For as long as you can remember, you’ve never really had a name–never needed one. For 22 years people have swaddled you in epithets, letting you know that even though you’re not quite on the right track, the world is there to hold your hand. Your father, your friends, your boyfriend. Gas station attendants.
This game is heavily reliant on cutscenes (do I hear accusations of “not interactive enough!”?) to tell the PC’s account of a lifetime of being put down. Given that the game focuses on the story of an established character, I’d argue that it works, just that it can look daunting sometimes.
What would have made the game better would be work on the technical aspects and hinting actions that I needed to do to progress were not always obvious.
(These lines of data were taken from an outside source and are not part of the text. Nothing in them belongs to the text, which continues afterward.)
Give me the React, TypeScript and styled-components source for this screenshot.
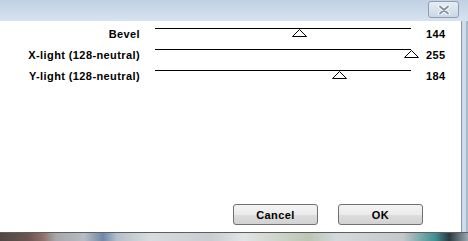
import React from "react";
import styled, { createGlobalStyle } from "styled-components";

const Global = createGlobalStyle`
  html, body { margin: 0; padding: 0; background: #ffffff; }
  body { font-family: "Liberation Sans", Arial, sans-serif; }
`;

const Window = styled.div`
  width: 468px;
  height: 241px;
  display: flex;
  flex-direction: column;
  overflow: hidden;
`;

const TitleBar = styled.div`
  height: 21px;
  flex: none;
  display: flex;
  justify-content: flex-end;
  align-items: flex-start;
  padding: 1px 9px 0 0;
  box-sizing: border-box;
  background: linear-gradient(#c0d1e3, #d6e2ef);
`;

const CloseButton = styled.div`
  width: 31px;
  height: 17px;
  box-sizing: border-box;
  border: 1px solid #8e9db0;
  border-radius: 3px;
  background: linear-gradient(#e6edf5, #cbd8e6);
  display: flex;
  align-items: center;
  justify-content: center;
`;

const Middle = styled.div`
  flex: 1;
  display: flex;
  min-height: 0;
`;

const Client = styled.div`
  flex: 1;
  background: #ffffff;
  display: flex;
  flex-direction: column;
`;

const RightFrame = styled.div`
  width: 7px;
  flex: none;
  box-sizing: border-box;
  border-left: 1px solid #8a98a8;
  background: #cddbea;
  box-shadow: inset -2px 0 0 #a9b8c8;
`;

const Sliders = styled.div`
  display: flex;
  flex-direction: column;
`;

const Row = styled.div`
  display: grid;
  grid-template-columns: 140px 256px auto;
  column-gap: 15px;
  height: 21px;
`;

const Label = styled.div`
  text-align: right;
  font-size: 11px;
  font-weight: bold;
  letter-spacing: 0.4px;
  line-height: 13px;
  padding-top: 7px;
  color: #000;
  white-space: nowrap;
`;

const Track = styled.div`
  position: relative;
  height: 21px;
  &::before {
    content: "";
    position: absolute;
    left: 0;
    right: 0;
    top: 7px;
    height: 1px;
    background: #000;
  }
`;

const Thumb = styled.svg`
  position: absolute;
  top: 8px;
  width: 15px;
  height: 8px;
  overflow: visible;
`;

const Value = styled.div`
  font-size: 11px;
  font-weight: bold;
  letter-spacing: 0.4px;
  line-height: 13px;
  padding-top: 7px;
  color: #000;
`;

const Footer = styled.div`
  margin-top: auto;
  display: flex;
  justify-content: flex-end;
  gap: 20px;
  padding: 0 38px 7px 0;
`;

const Button = styled.button`
  width: 85px;
  height: 21px;
  box-sizing: border-box;
  border: 1px solid #707070;
  border-radius: 3px;
  background: linear-gradient(#f4f4f4 0%, #ebebeb 50%, #dddddd 51%, #d2d2d2 100%);
  font-family: "Liberation Sans", Arial, sans-serif;
  font-size: 11px;
  font-weight: bold;
  letter-spacing: 0.4px;
  color: #000;
  padding: 0;
`;

const Desktop = styled.div`
  height: 9px;
  flex: none;
  box-sizing: border-box;
  border-top: 1px solid #5e5e5e;
  background: linear-gradient(
    90deg,
    #4f4644 0%,
    #6a5550 6%,
    #8c6e66 9%,
    #a9a7ac 12%,
    #b8bcc4 18%,
    #6f88a6 22%,
    #b4bfca 25%,
    #d9dcdf 32%,
    #c9ccd0 45%,
    #e2e4e6 52%,
    #b9c7b3 66%,
    #d5d9dc 72%,
    #c4c8cc 86%,
    #3f8f92 93%,
    #2b3a40 96%,
    #9aa6b0 100%
  );
`;

type SliderDef = { label: string; value: number };

const sliders: SliderDef[] = [
  { label: "Bevel", value: 144 },
  { label: "X-light (128-neutral)", value: 255 },
  { label: "Y-light (128-neutral)", value: 184 },
];

function SliderRow({ label, value }: SliderDef) {
  const center = (value / 255) * 256;
  return (
    <Row>
      <Label>{label}</Label>
      <Track>
        <Thumb style={{ left: center - 7.5 }} viewBox="0 0 15 8">
          <polygon
            points="7.5,0.5 14.5,7.5 0.5,7.5"
            fill="#ffffff"
            stroke="#000000"
            strokeWidth="1"
          />
        </Thumb>
      </Track>
      <Value>{value}</Value>
    </Row>
  );
}

export default function App() {
  return (
    <>
      <Global />
      <Window>
        <TitleBar>
          <CloseButton>
            <svg width="12" height="10" viewBox="0 0 12 10">
              <path
                d="M2 1.5 L10 8.5 M10 1.5 L2 8.5"
                stroke="#ffffff"
                strokeWidth="4"
                strokeLinecap="round"
              />
              <path
                d="M2 1.5 L10 8.5 M10 1.5 L2 8.5"
                stroke="#8593a4"
                strokeWidth="2"
                strokeLinecap="round"
              />
            </svg>
          </CloseButton>
        </TitleBar>
        <Middle>
          <Client>
            <Sliders>
              {sliders.map((s) => (
                <SliderRow key={s.label} {...s} />
              ))}
            </Sliders>
            <Footer>
              <Button>Cancel</Button>
              <Button>OK</Button>
            </Footer>
          </Client>
          <RightFrame />
        </Middle>
        <Desktop />
      </Window>
    </>
  );
}
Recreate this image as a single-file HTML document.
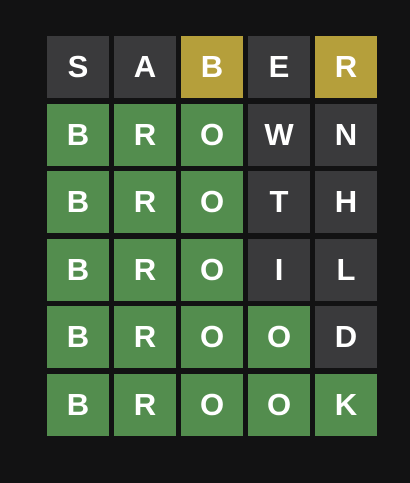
<!DOCTYPE html>
<html><head><style>
html,body{margin:0;padding:0;background:#121213;width:410px;height:483px;overflow:hidden}
.c{position:absolute;width:62px;height:62px;color:#fff;font:bold 31px/62px "Liberation Sans",sans-serif;text-align:center}
.g{background:#3a3a3c}.v{background:#538d4e}.y{background:#b59f3b}
</style></head><body>
<script>
var rows=[["SABER","ggygy"],["BROWN","vvvgg"],["BROTH","vvvgg"],["BROIL","vvvgg"],["BROOD","vvvvg"],["BROOK","vvvvv"]];
var tops=[36,104,171,239,306,374],lefts=[47,114,181,248,315];
var h="";
rows.forEach(function(r,i){for(var j=0;j<5;j++){h+='<div class="c '+r[1][j]+'" style="left:'+lefts[j]+'px;top:'+tops[i]+'px">'+r[0][j]+'</div>';}});
document.write(h);
</script>
</body></html>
The choice of verbs is not always intuitive (for me, anyway). If it were not for the walkthrough, I would have missed a puzzle altogether. Changes in location were not always clearly indicated in the text.
The story arc reminded me of Hedda Gabler’s play A Doll’s House, with the PC’s progress palpable through the story and contrasted clearly at the end. And I liked that (Spoiler - click to show)the asides, too, were written in a way that foreshadow troubles in the PC’s relationship (in response to examining the PC’s boyfriend’s books, you get “You’re trying to get moving, not put yourself to sleep.”
All in all, a solid, entertaining game. Nothing spectatular, but definitely well worth playing.
Your boyfriend leaves you a note in the morning with a job to take care of, but first you have to get dressed and out the door after some obstacles, including a hungry dog. Then you have to go to work, etc.
I liked the message of this game about standing up and not letting people keep you down. The puzzles weren't bad, with multiple solutions, but sometimes relied on extensively searching. Also, if people are visible from far away, then the description can change depending on where you are when you examine them.